Es un hecho: en España, las vocaciones sacerdotales están en caída libre. Las estadísticas son desoladoras. Cada año hay menos curas y más parroquias sin atender, y mientras tanto, las diócesis intentan maquillar la situación con iniciativas que, en muchos casos, solo empeoran el problema.
El discurso de moda, repetido hasta el cansancio por cierta progresía católica, es que los laicos deben asumir más funciones en la Iglesia. ¿El resultado? En vez de ayudar a solucionar la crisis, lo único que hacen es clericalizar a los laicos, haciéndoles creer que su participación pasa por ocupar roles que no les corresponden, mientras el sacerdote se convierte en el chico para todo, menos para lo que debería: cuidar de las almas.
El cura que no tiene tiempo para confesar porque está llevando el sistema de sonido al taller
Hace poco, en una parroquia de un barrio madrileño, un sacerdote me confesaba (en la pausa que logró sacar entre gestiones) que no había tenido tiempo para confesar a sus fieles en semanas. ¿El motivo? Estaba hasta el cuello con las tareas administrativas de la parroquia: primero tenía que actualizar el archivo parroquial, luego negociar con el banco un crédito para la reforma de las instalaciones, después ocuparse de llevar el sistema de sonido de la iglesia al taller y, por si fuera poco, ponerse al día con las cuentas. Y ahí está, un sacerdote ordenado para consagrar y confesar, que no tiene tiempo para cumplir con su vocación porque está gestionando más como un gerente que como un pastor.
Mientras tanto, en la sacristía, un grupo de laicos se turna para leer, llevar las ofrendas y repartir la comunión. Están tan clericalizados que parecen competir por ver quién es el más «sacerdotal». Y todo mientras las almas de la parroquia siguen sin pastor, esperando que, algún día, su cura tenga un hueco entre papeles y trámites para ocuparse de lo que realmente importa.
Clericalizar al laico: la gran mentira de la participación
La realidad es que este empeño en que los laicos «participen más» en la vida de la Iglesia no es más que una estrategia para llenar los huecos que la falta de vocaciones está dejando. Pero lo hacen de la peor manera posible: quitando el verdadero sentido del laicado y haciendo que jueguen a ser sacerdotes. Lo que se ha logrado es un laicado que ya no es laico, sino que asume roles litúrgicos y pastorales que no le corresponden, mientras el sacerdote sigue perdiendo el tiempo con tareas mundanas. ¿Realmente ese es el futuro que queremos para la Iglesia?

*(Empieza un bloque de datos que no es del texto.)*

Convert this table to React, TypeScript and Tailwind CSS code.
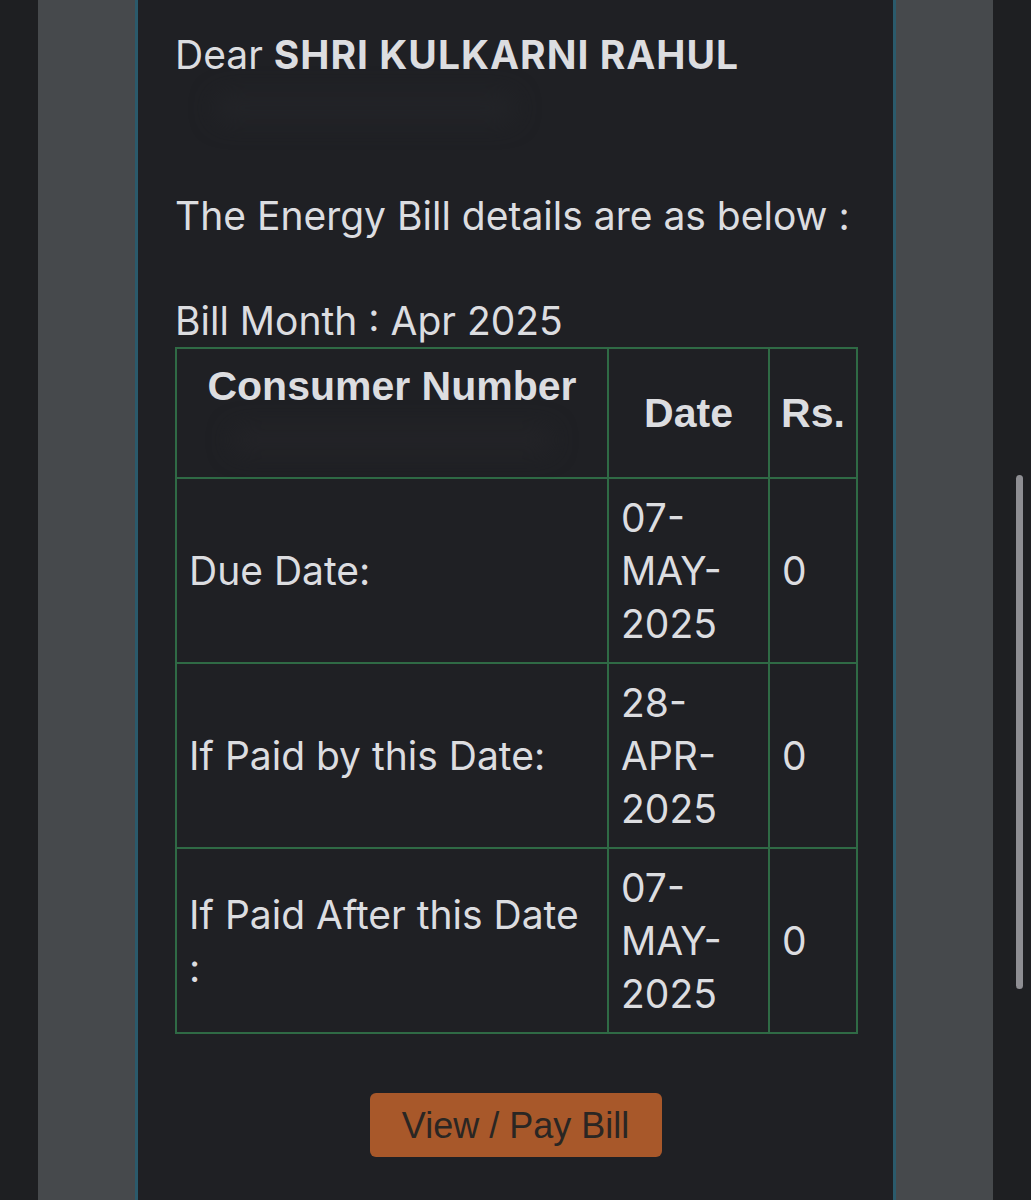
import React from 'react';

const rows = [
  { label: 'Due Date:', date: ['07-', 'MAY-', '2025'], amount: '0' },
  { label: 'If Paid by this Date:', date: ['28-', 'APR-', '2025'], amount: '0' },
  { label: 'If Paid After this Date', tail: ':', date: ['07-', 'MAY-', '2025'], amount: '0' },
];

export default function App() {
  return (
    <div className="relative flex h-[1200px] w-[1031px] overflow-hidden bg-[#1e1f22]">
      {/* side gutters */}
      <div className="w-[38px] shrink-0" />
      <div className="w-[97px] shrink-0 bg-[#46494c]" />
      <div className="w-[3px] shrink-0 bg-[#2b5a6b]" />

      {/* mail body */}
      <div className="w-[755px] shrink-0 bg-[#1f2024] px-[37px] pt-[28px] text-[39px] leading-[53px] text-[#dcdde0] [font-family:Inter,'Noto_Sans',sans-serif]">
        <p>
          Dear <span className="font-bold tracking-[1px]">SHRI KULKARNI RAHUL</span>
        </p>
        <div className="h-[53px] pt-[14px] pl-[40px]">
          <div className="h-[26px] w-[300px] rounded-full bg-[#232428] blur-md" />
        </div>
        <div className="h-[55px]" />
        <p>The Energy Bill details are as below :</p>
        <div className="h-[52px]" />
        <p>Bill Month : Apr 2025</p>

        <table className="w-[681px] table-fixed border-collapse border-2 border-[#2f6a45]">
          <colgroup>
            <col className="w-[432px]" />
            <col className="w-[161px]" />
            <col className="w-[88px]" />
          </colgroup>
          <thead>
            <tr className="[font-family:'Liberation_Sans',Arial,sans-serif] text-[41px] font-bold">
              <th className="border-2 border-[#2f6a45] px-[12px] py-[11px] text-center align-top">
                <div>Consumer Number</div>
                <div className="flex h-[53px] items-center justify-center">
                  <div className="h-[22px] w-[320px] rounded-full bg-[#242428] blur-md" />
                </div>
              </th>
              <th className="border-2 border-[#2f6a45] px-[8px] text-center align-middle">Date</th>
              <th className="border-2 border-[#2f6a45] px-[4px] text-center align-middle">Rs.</th>
            </tr>
          </thead>
          <tbody>
            {rows.map((r) => (
              <tr key={r.label}>
                <td className="border-2 border-[#2f6a45] px-[12px] py-[12px] align-middle">
                  {r.label}
                  {r.tail && (
                    <>
                      <br />
                      {r.tail}
                    </>
                  )}
                </td>
                <td className="border-2 border-[#2f6a45] px-[12px] py-[12px] align-middle">
                  {r.date.map((d) => (
                    <div key={d}>{d}</div>
                  ))}
                </td>
                <td className="border-2 border-[#2f6a45] px-[12px] py-[12px] align-middle">{r.amount}</td>
              </tr>
            ))}
          </tbody>
        </table>

        <div className="flex justify-center pt-[59px]">
          <button className="h-[64px] w-[292px] rounded-[6px] bg-[#a8582a] text-[36px] text-[#2a2623] [font-family:'Liberation_Sans',Arial,sans-serif]">
            View / Pay Bill
          </button>
        </div>
      </div>

      <div className="w-[3px] shrink-0 bg-[#2b5a6b]" />
      <div className="w-[97px] shrink-0 bg-[#46494c]" />
      <div className="w-[38px] shrink-0" />

      {/* scrollbar */}
      <div className="absolute right-[8px] top-[475px] h-[514px] w-[7px] rounded-full bg-[#8e8e93]" />
    </div>
  );
}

Lo más irónico de todo esto es que la Iglesia está llena de laicos preparados, con carreras universitarias, experiencia en gestión, y habilidades de liderazgo. Pero en vez de confiarles tareas que de verdad requieren su preparación, los ponemos a hacer de pseudo-sacerdotes. Nos negamos a confiarles la administración parroquial, las cuentas, la organización de eventos o las relaciones con el banco. No, mejor que repartan la comunión o lean las lecturas, como si su valor dependiera de acercarse lo máximo posible a la figura del sacerdote.
Lo que deberíamos hacer es lo contrario: dejar de clericalizar al laico y darle responsabilidades de verdad. Que sean los laicos los que gestionen la administración y las tareas organizativas de la parroquia. Que se ocupen de los trámites con el banco, de la coordinación de los voluntarios y de los sistemas de sonido. Porque, sí, los laicos no son tontos. Pueden perfectamente gestionar una parroquia de manera eficaz, liberando así al sacerdote para que se concentre en lo que realmente es su tarea: los sacramentos y el acompañamiento espiritual.
Los sacerdotes, para los sacramentos; los laicos, para lo demás
Es urgente que la Iglesia en España cambie el rumbo. Necesitamos más sacerdotes, sí, pero también necesitamos que los que hay se dediquen a lo que solo ellos pueden hacer. Los sacerdotes no están para negociar con el banco o para decidir qué proveedor ofrece el mejor precio para el nuevo sistema de sonido. Están para confesar, consagrar, casar, bautizar y acompañar a las almas que, cada día más, se sienten abandonadas espiritualmente.
Los laicos, por su parte, tienen un rol fundamental que no tiene nada que ver con jugar a ser curas. Su misión está en el mundo, en sus trabajos, en sus familias, pero también pueden contribuir a la Iglesia desde una posición genuina de responsabilidad. El laicado puede y debe asumir funciones administrativas y organizativas, no como una imitación del clero, sino como una aportación real a la vida parroquial.
Si queremos resolver la crisis vocacional y parar esta deriva clericalizadora, hay que volver a lo esencial: los sacerdotes a los sacramentos, los laicos a la gestión. Solo así podremos tener una Iglesia más fuerte y enfocada en lo que realmente importa: la salvación de las almas.